Margaret Fleming, the founder of Chances By Choice, an international HIV-positive adoption advocacy group that connects parents with HIV-positive children and adoption agencies, said that her group also has overseen adoptions of children from Haiti, Guatemala and Russia.

Fleming said that her group has helped bring about 52 international HIV-positive adoptions since 2002 from assorted adoption agencies and countries, including Ethiopia.

Fleming, who has three HIV-positive children in her own brood of 12 children, said she wanted to make a difference in the world.

"I feel like I'm on the cutting edge of making an impact on this epidemic," Fleming, 72, said by telephone from her office in Chicago. "It's given us a chance to be ambassadors, and our children to be ambassadors."

Over the past 10 years, HIV has become a manageable, chronic disease, rather than a death sentence. Some children, like Solomon, require daily medication that can cost between $700 and $1,500 a month, though all parents planning to adopt children with HIV are required to carry health insurance, so costs are usually less.

Others, such as Tsegenet Hehn, have been told by doctors that the low levels of the virus in their blood mean they don't need any medication.
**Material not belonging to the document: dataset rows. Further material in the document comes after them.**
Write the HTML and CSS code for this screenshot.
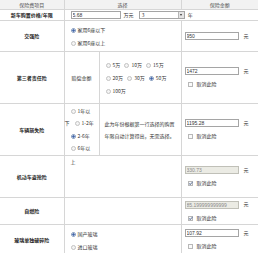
FILE: index.html
```html
<!DOCTYPE html>
<html lang="zh">
<head>
    <meta charset="UTF-8">
    <title>保险计算器</title>
    <link rel="stylesheet" href="styles.css">
</head>
<body>
    <table class="calc">
        <colgroup>
            <col class="c-name">
            <col class="c-sub">
            <col class="c-opt">
            <col class="c-sum">
        </colgroup>
        <tr class="head">
            <th>保险费项目</th>
            <th colspan="2">选择</th>
            <th>保险金额</th>
        </tr>
        <tr class="r-price">
            <td class="name">新车购置价格/年限</td>
            <td colspan="3" class="price">
                <input type="text" class="txt wide" value="5.68"><span class="unit">万元</span>
                <span class="sel">3<span class="arrow"></span></span><span class="unit">年</span>
            </td>
        </tr>
        <tr class="r-jq">
            <td class="name">交强险</td>
            <td colspan="2" class="opts">
                <div class="line"><input type="radio" name="jq" checked>家用6座以下</div>
                <div class="line"><input type="radio" name="jq">家用6座以上</div>
            </td>
            <td class="sum">
                <div><input type="text" class="txt" value="950"><span class="yuan">元</span></div>
            </td>
        </tr>
        <tr class="r-third">
            <td class="name">第三者责任险</td>
            <td class="sub">赔偿金额</td>
            <td class="opts">
                <div class="line">
                    <input type="radio" name="sz">5万
                    <input type="radio" name="sz">10万
                    <input type="radio" name="sz">15万
                </div>
                <div class="line">
                    <input type="radio" name="sz">20万
                    <input type="radio" name="sz">30万
                    <input type="radio" name="sz" checked>50万
                </div>
                <div class="line"><input type="radio" name="sz">100万</div>
            </td>
            <td class="sum">
                <div><input type="text" class="txt" value="1472"><span class="yuan">元</span></div>
                <div class="cancel"><input type="checkbox">取消此险</div>
            </td>
        </tr>
        <tr class="r-car">
            <td class="name">车辆损失险</td>
            <td class="opts years">
                <div class="line"><input type="radio" name="yr">1年以</div>
                <div class="line"><span class="hang">下</span><input type="radio" name="yr">1-2年</div>
                <div class="line"><input type="radio" name="yr" checked>2-6年</div>
                <div class="line"><input type="radio" name="yr">6年以</div>
            </td>
            <td class="note">此为年份根据第一行选择的购置年限自动计算得出，无需选择。</td>
            <td class="sum">
                <div><input type="text" class="txt" value="1195.28"><span class="yuan">元</span></div>
                <div class="cancel"><input type="checkbox">取消此险</div>
            </td>
        </tr>
        <tr class="r-theft">
            <td class="name">机动车盗抢险</td>
            <td colspan="2" class="top">上</td>
            <td class="sum">
                <div><input type="text" class="txt" value="330.73" disabled><span class="yuan">元</span></div>
                <div class="cancel"><input type="checkbox" checked disabled>取消此险</div>
            </td>
        </tr>
        <tr class="r-fire">
            <td class="name">自燃险</td>
            <td colspan="2"></td>
            <td class="sum">
                <div><input type="text" class="txt" value="85.199999999999" disabled><span class="yuan">元</span></div>
                <div class="cancel"><input type="checkbox" checked disabled>取消此险</div>
            </td>
        </tr>
        <tr class="r-glass">
            <td class="name">玻璃单独破碎险</td>
            <td colspan="2" class="opts">
                <div class="line"><input type="radio" name="gl" checked>国产玻璃</div>
                <div class="line"><input type="radio" name="gl">进口玻璃</div>
            </td>
            <td class="sum">
                <div><input type="text" class="txt" value="107.92"><span class="yuan">元</span></div>
                <div class="cancel"><input type="checkbox">取消此险</div>
            </td>
        </tr>
    </table>
</body>
</html>
```

FILE: styles.css
```css
body {
    margin: 0;
    background: #ffffff;
    font-family: "Noto Sans CJK SC", "Liberation Sans", sans-serif;
    font-size: 5px;
    color: #333333;
}
.calc {
    width: 258px;
    border-collapse: collapse;
    table-layout: fixed;
    border-bottom: 1px solid #7f8a99;
}
.c-name { width: 64px; }
.c-sub { width: 35px; }
.c-opt { width: 82px; }
.c-sum { width: 77px; }
th, td {
    border: 1px solid #d6d6d6;
    padding: 0;
    font-weight: normal;
    line-height: 8px;
}
tr:first-child th { border-top: none; }
th:first-child, td:first-child { border-left: none; }
th:last-child, td:last-child { border-right: none; }
.head th {
    height: 9px;
    background: #f2f2f2;
    color: #555555;
    text-align: center;
}
.name {
    text-align: center;
    font-weight: bold;
    color: #222222;
}
.r-price { height: 11px; }
.r-jq { height: 31px; }
.r-third { height: 52px; }
.r-car { height: 52px; }
.r-theft { height: 42px; }
.r-fire { height: 27px; }
.r-glass { height: 30px; }

.price {
    padding-left: 6px;
}
.price .txt.wide { width: 50px; }
.unit { margin: 0 4px 0 3px; }
.sel {
    display: inline-block;
    vertical-align: middle;
    box-sizing: border-box;
    width: 46px;
    height: 8px;
    border: 1px solid #a5a5a5;
    padding-left: 2px;
    line-height: 6px;
    position: relative;
}
.sel .arrow {
    position: absolute;
    right: 0;
    top: 0;
    width: 5px;
    height: 6px;
    background: #e4e4e4;
    border-left: 1px solid #b5b5b5;
}
.sel .arrow::after {
    content: "";
    position: absolute;
    left: 1px;
    top: 2px;
    border-left: 1.5px solid transparent;
    border-right: 1.5px solid transparent;
    border-top: 2px solid #333333;
}

.txt {
    box-sizing: border-box;
    width: 54px;
    height: 8px;
    margin: 0;
    padding: 0 1px;
    border: 1px solid #a5a5a5;
    font-family: "Liberation Sans", sans-serif;
    font-size: 5px;
    color: #333333;
    vertical-align: middle;
    background: #ffffff;
}
.txt:disabled {
    background: #ebebe4;
    color: #8a8a8a;
    border-color: #c0c0b8;
}
.opts { padding-left: 6px; }
.opts .line { line-height: 13px; white-space: nowrap; }
.years .line { line-height: 12.5px; }
.sub { text-align: center; }
.note {
    padding: 0 4px 0 5px;
    line-height: 12px;
}
.top {
    vertical-align: top;
    padding: 2px 0 0 6px;
    line-height: 8px;
}
.hang { margin-left: -6px; margin-right: 2px; }

input[type="radio"] {
    appearance: none;
    width: 5px;
    height: 5px;
    margin: 0 2px 0 3px;
    border: 1px solid #c2c2c2;
    border-radius: 50%;
    background: #f4f4f4;
    vertical-align: middle;
    box-sizing: border-box;
}
.opts .line input[type="radio"]:first-child { margin-left: 0; }
input[type="radio"]:checked {
    border-color: #8aa0c0;
    background: radial-gradient(circle, #3f63a8 45%, #dfe6f2 55%);
}
.sum {
    padding-left: 3px;
    vertical-align: middle;
}
.yuan { margin-left: 5px; }
.cancel {
    margin-top: 5px;
    padding-left: 3px;
    line-height: 8px;
}
input[type="checkbox"] {
    appearance: none;
    position: relative;
    width: 5px;
    height: 5px;
    margin: 0 4px 0 0;
    border: 1px solid #b8b8b8;
    background: #fafafa;
    vertical-align: middle;
    box-sizing: border-box;
}
input[type="checkbox"]:checked::after {
    content: "";
    position: absolute;
    left: 1px;
    top: -1px;
    width: 1px;
    height: 3px;
    border: solid #7a8aa8;
    border-width: 0 1px 1px 0;
    transform: rotate(45deg);
}
```
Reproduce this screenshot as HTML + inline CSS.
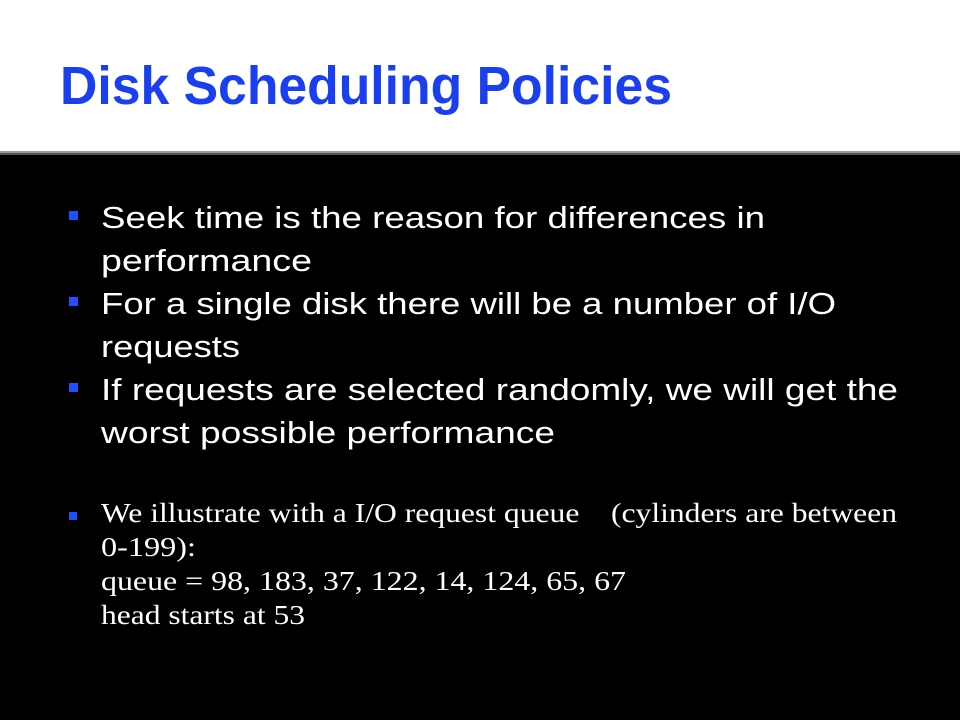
<!DOCTYPE html>
<html><head><style>
html,body{margin:0;padding:0;width:960px;height:720px;overflow:hidden;background:#000}
</style></head><body>
<svg width="960" height="720" xmlns="http://www.w3.org/2000/svg">
<rect x="0" y="0" width="960" height="720" fill="#000"/>
<rect x="0" y="0" width="960" height="151" fill="#fff"/>
<rect x="0" y="151" width="960" height="2" fill="#9a9a9a"/>
<rect x="0" y="153" width="960" height="2" fill="#555"/>
<text x="60" y="104" font-family="Liberation Sans, sans-serif" font-weight="bold" font-size="54" fill="#1a3ff0" textLength="612" lengthAdjust="spacingAndGlyphs">Disk Scheduling Policies</text>
<g fill="#1e50ff">
<rect x="69" y="211" width="9" height="9"/>
<rect x="69" y="297" width="9" height="9"/>
<rect x="69" y="383" width="9" height="9"/>
<rect x="69" y="512" width="8" height="8"/>
</g>
<g font-family="Liberation Sans, sans-serif" font-size="31" fill="#fff">
<text x="101" y="228" textLength="664" lengthAdjust="spacingAndGlyphs">Seek time is the reason for differences in</text>
<text x="101" y="271" textLength="211" lengthAdjust="spacingAndGlyphs">performance</text>
<text x="101" y="314" textLength="735" lengthAdjust="spacingAndGlyphs">For a single disk there will be a number of I/O</text>
<text x="101" y="357" textLength="139" lengthAdjust="spacingAndGlyphs">requests</text>
<text x="101" y="400" textLength="797" lengthAdjust="spacingAndGlyphs">If requests are selected randomly, we will get the</text>
<text x="101" y="443" textLength="454" lengthAdjust="spacingAndGlyphs">worst possible performance</text>
</g>
<g font-family="Liberation Serif, serif" font-size="27" fill="#fff">
<text x="101" y="522" textLength="796" lengthAdjust="spacingAndGlyphs" xml:space="preserve">We illustrate with a I/O request queue    (cylinders are between</text>
<text x="101" y="556" textLength="95" lengthAdjust="spacingAndGlyphs">0-199):</text>
<text x="101" y="590" textLength="525" lengthAdjust="spacingAndGlyphs">queue = 98, 183, 37, 122, 14, 124, 65, 67</text>
<text x="101" y="624" textLength="204" lengthAdjust="spacingAndGlyphs">head starts at 53</text>
</g>
</svg>
</body></html>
"She doesn't get sick any more than my other children," said Hehn, who said another daughter, who has a condition that makes her react violently to wheat and gluten products, requires more care than Tsegenet.

Michael Leavitt, the U.S. Secretary of Health and Human Services, said that HIV-positive adoptees pose no public health threat in America. Congress is set to repeal legislation that requires those with HIV to get waivers to enter the U.S. For adopted children with HIV, the waiver requirement can increase the nine- to 12-month adoption process by about two weeks.